Pluſieurs autres phyſiciens modernes ont également dit que l’électricité qui règne de temps en temps dans les nuages étoit la cauſe de l’aurore boréale, & que toutes les apparences, obſervées ordinairement dans ce phénomène, réſultoient des corruſcations, des étincelles, & des jets électriques qui ſortoient du ſein des nuées ; d’autres ont penſé que c’étoit une émanation du fluide électrique, renfermé dans le ſein de la terre, dirigés à-peu-près par les pôles magnétiques de notre globe, & vers les parties où il y a plus de minèraux, d’où elle s’échappe & s’élève enſuite.

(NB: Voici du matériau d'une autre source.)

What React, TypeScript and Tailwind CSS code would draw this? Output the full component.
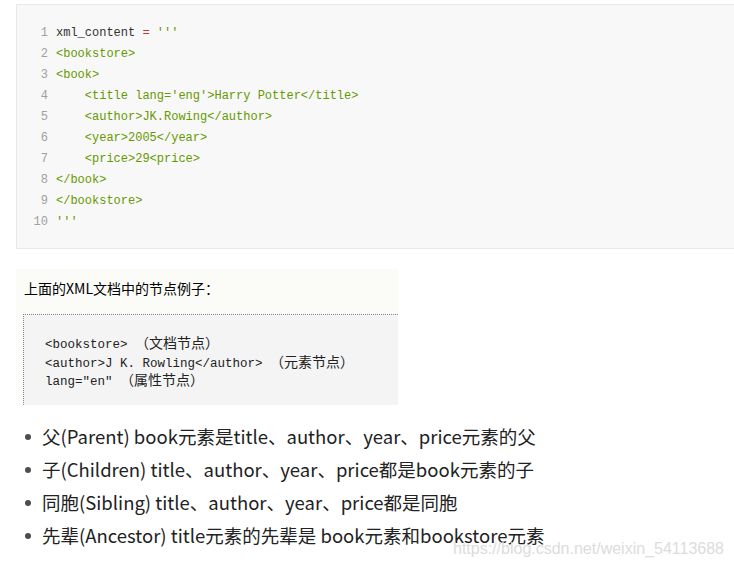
import React from "react";

const mono = { fontFamily: '"Liberation Mono", "DejaVu Sans Mono", "Noto Sans CJK SC", monospace' };

type Seg = { t: string; c: string };
const G = "text-[#669900]";
const lines: Seg[][] = [
  [
    { t: "xml_content ", c: "text-[#333333]" },
    { t: "=", c: "text-[#c0392b]" },
    { t: " '''", c: G },
  ],
  [{ t: "<bookstore>", c: G }],
  [{ t: "<book>", c: G }],
  [{ t: "    <title lang='eng'>Harry Potter</title>", c: G }],
  [{ t: "    <author>JK.Rowing</author>", c: G }],
  [{ t: "    <year>2005</year>", c: G }],
  [{ t: "    <price>29<price>", c: G }],
  [{ t: "</book>", c: G }],
  [{ t: "</bookstore>", c: G }],
  [{ t: "'''", c: G }],
];

const items = [
  "父(Parent) book元素是title、author、year、price元素的父",
  "子(Children) title、author、year、price都是book元素的子",
  "同胞(Sibling) title、author、year、price都是同胞",
  "先辈(Ancestor) title元素的先辈是 book元素和bookstore元素",
];

const cjk = { fontFamily: '"Noto Sans CJK SC", sans-serif' };

const preLines: [string, string][] = [
  ["<bookstore> ", "（文档节点）"],
  ["<author>J K. Rowling</author> ", "（元素节点）"],
  ["lang=\"en\" ", "（属性节点）"],
];

export default function App() {
  return (
    <div className="relative w-[734px] h-[568px] overflow-hidden bg-white">
      <div className="pt-[4px] pl-[16px]">
        <div className="w-[720px] border border-[#e8e8e8] bg-[#f8f8f8] pt-[18px] pb-[15px]" style={mono}>
          {lines.map((l, i) => (
            <div key={i} className="flex h-[21px] items-center text-[12px] leading-[21px] whitespace-pre">
              <span className="w-[31px] text-right text-[#a0a0a0]">{i + 1}</span>
              <span className="pl-[8px]">
                {l.map((s, j) => (
                  <span key={j} className={s.c}>{s.t}</span>
                ))}
              </span>
            </div>
          ))}
        </div>
      </div>

      <div className="mt-[20px] ml-[16px] w-[382px] h-[136px] bg-[#fbfbf7] flex flex-col">
        <div
          className="pl-[8px] pt-[10px] h-[45px] text-[14px] leading-[19px] text-black"
          style={{ fontFamily: '"Noto Sans CJK SC", "Noto Sans", sans-serif' }}
        >
          上面的XML文档中的节点例子：
        </div>
        <div
          className="ml-[7px] flex-1 border-t border-l border-dotted border-[#8a8a8a] bg-[#f4f4f4] pt-[18px] pl-[21px] text-[12.5px] text-[#222] whitespace-pre"
          style={mono}
        >
          {preLines.map(([a, b], i) => (
            <div key={i} className="flex items-baseline h-[18.5px]">
              <span className="leading-[18px]">{a}</span>
              <span className="text-[14px] leading-[18px]" style={cjk}>{b}</span>
            </div>
          ))}
        </div>
      </div>

      <ul
        className="mt-[15px] pl-[24px] text-[18.5px] text-[#222]"
        style={{ fontFamily: '"Noto Sans CJK SC", "Noto Sans", sans-serif' }}
      >
        {items.map((t, i) => (
          <li key={i} className="flex items-center h-[33px] leading-[33px]">
            <span className="w-[6px] h-[6px] rounded-full bg-[#4d4d4d] mr-[11px] ml-[1px]" />
            <span>{t}</span>
          </li>
        ))}
      </ul>

      <div
        className="absolute left-[453px] top-[538px] text-[16px] leading-[22px] text-[#dcdcdc]"
        style={{ fontFamily: '"Liberation Sans", Arial, sans-serif' }}
      >
        https://blog.csdn.net/weixin_54113688
      </div>
    </div>
  );
}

Mais ces diverſes opinions ſont inſoutenables, parce qu’il eſt démontré, 1o. que le ſiége des aurores boréales, eſt de beaucoup ſupérieur à la région des nuées, celles-ci ne s’élèvent qu’à demie-lieu, ou tout au plus à une lieue au-deſſus de la ſurface de la terre, tandis que les aurores boréales ſont environ à deux cents lieues de hauteur. 2o. On devroit appercevoir un changement notable dans la température de l’atmoſphère pendant le temps des aurores boréales, comme on le remarque dans le temps des orages & des tonnerres qui ſont inconteſtablement des effets de l’électricité aérienne ; cependant les obſervations météorologiques qu’on a faites juſqu’à préſent, prouvent le contraire. 3o. Le premier défaut d’une explication eſt de ne pas expliquer ; or, dans les opinions différentes que nous réfutons ici, on ne peut concevoir d’une manière claire & préciſe les circonſtances eſſentielles qui accompagnent ou plutôt qui caractériſent ce phénomène, telles que l’arc lumineux & circulaire, le ſegment obſcur concentrique, les jets de lumière & les rayons brillans qui ne ſont point momentanés & fugitifs, comme l’éclair du tonnerre & le trait ſerpentant de la foudre ; mais qui paroiſſent conſtamment pendant un temps conſidérable ; cette couleur pâle & phoſphorique ; cette direction ordinaire vers le pôle  ; cette apparition fréquente vers cette partie du ciel, &c. &c.